К тебе могут приходить какие-то мысли, образы будущего еще до полета. Если летчик живет своей работой, ему дается понимание чего-то очень важного. И он думает о том, что можно предпринять
Если у летчика начались какие-то непонятные ситуации в воздухе, то это говорит, прежде всего, о его внутреннем дисбалансе. Каждый полет начинается с работы над собой. "Каждый раз ты идешь в полет, словно впервые. Если начинаешь считать себя крутым, то это смешно. Если ты думаешь, что взял Бога за бороду, тебе сегодня же укажут твое место, покажут, кто ты есть на самом деле", — говорит Куимов.
Это не мистика, уверяет он, а прикосновение к тому, что выше и необъятнее любого человеческого сознания. Держать себя строго и скромно — универсальный рецепт такого общения.

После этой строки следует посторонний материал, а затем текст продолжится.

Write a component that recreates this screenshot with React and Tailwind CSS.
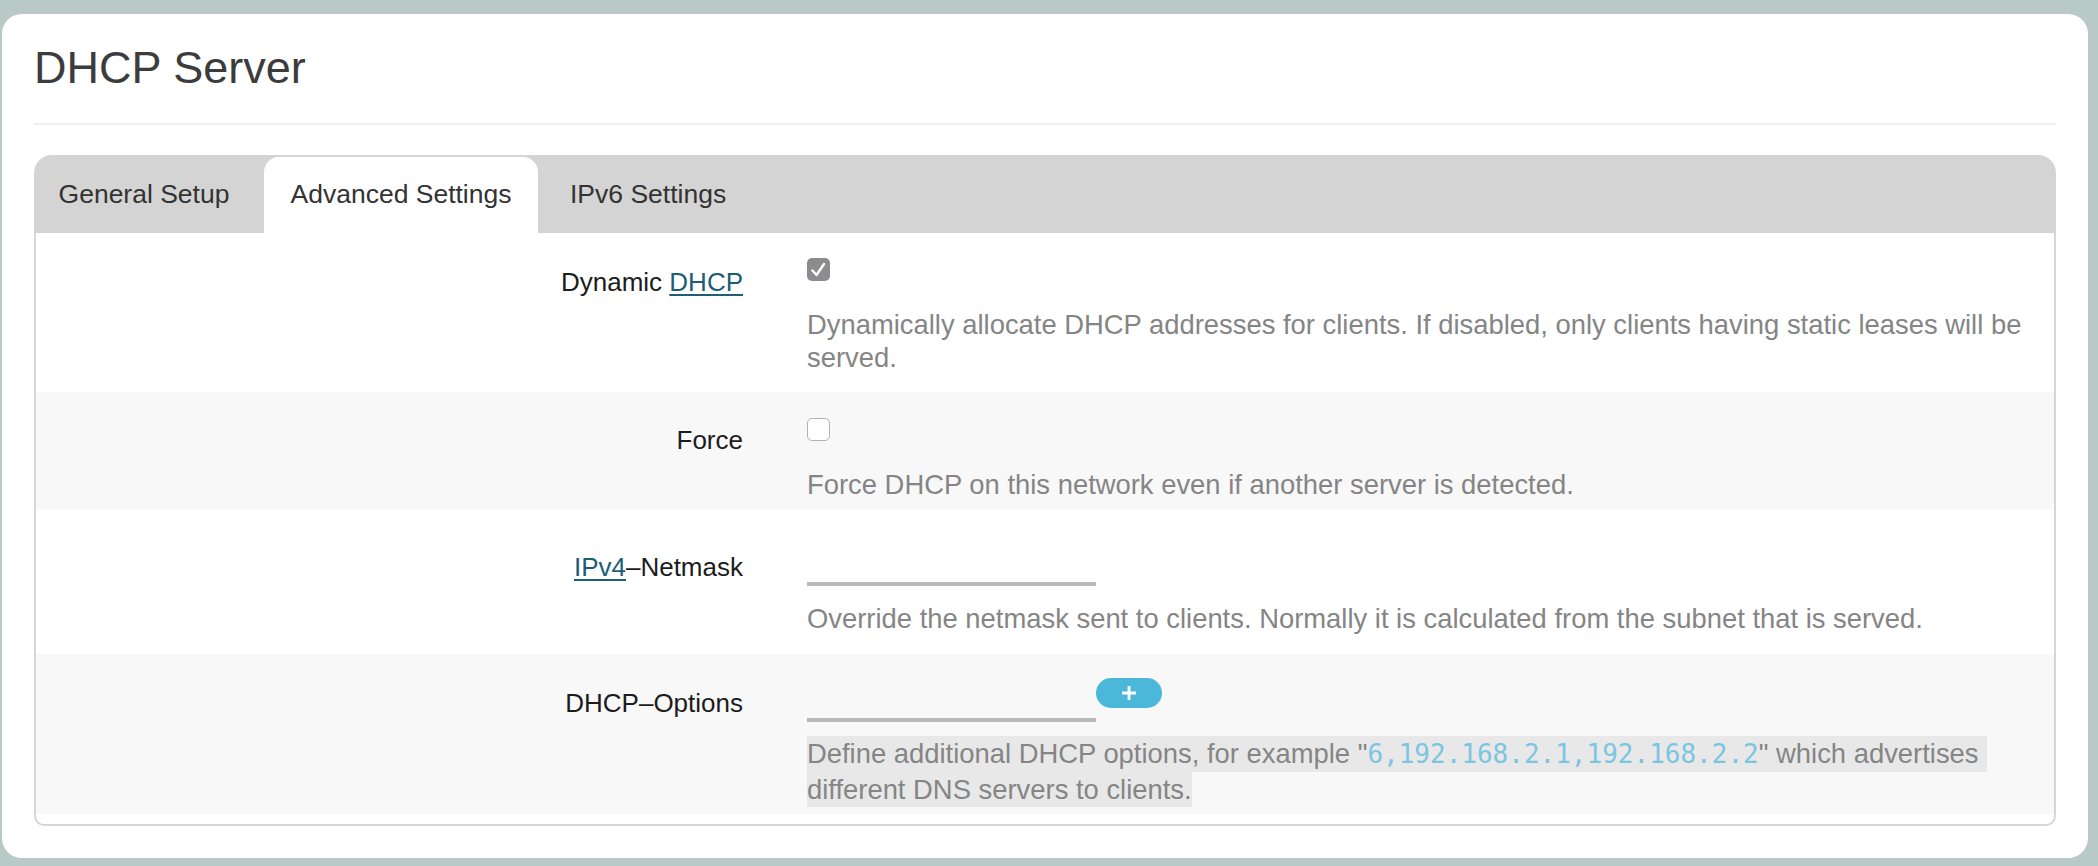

Летчики не спорят с Богом. Каждый взлет — это надежда на Него. Когда ты взлетаешь и выполняешь задание, то обращаешься к Нему. Это не спор, это специфический род деятельности
Отчасти, наверное, так сильны в летном сообществе различные приметы: не фотографироваться перед полетом, не летать 13-го числа и в день рождения. И внимательно прислушиваться к своим ощущениям. Великий летчик Владимир Коккинаки, по воспоминаниям современников, говорил так: "Небо сегодня грязное. Летать не будем". А сегодняшний шеф-пилот ОКБ Ильюшина добавляет: "Если есть какое-то ощущение — лететь не надо. Если не можешь не лететь — прими все меры, делай, что должно, и надейся на лучшее".
Мечтатель
"Хотел бы я поднять новорожденный самолет в небо? — задается вопросом Куимов. — Думаю, ответ будет очевиден для любого летчика. Кажется, у Джека Лондона в рассказе о золотоискателях упоминается один эпизод. Лайки, которые таскали нарты в бескрайних снегах, часто стирали лапы в кровь о снег и лед. Их выпрягали на перевалах и оставляли умирать, потому что время было такое — лечить, тащить больную собаку с собой не было возможности. Герой рассказа видит израненную лайку и начинает выпутывать ее из упряжки. Собака понимает, что остается на верную смерть и знает, почему это произойдет. Но она смотрит на хозяина и умоляет его всем своим видом: "Вся моя жизнь — это бег в упряжке. Возьми меня с собой, я умру на бегу". Ты смотришь на любой самолет, и понимаешь, что это поединок длиною в жизнь. И чувствуешь себя как эта лайка. Знаешь, что живешь только "на бегу". Там, в полете".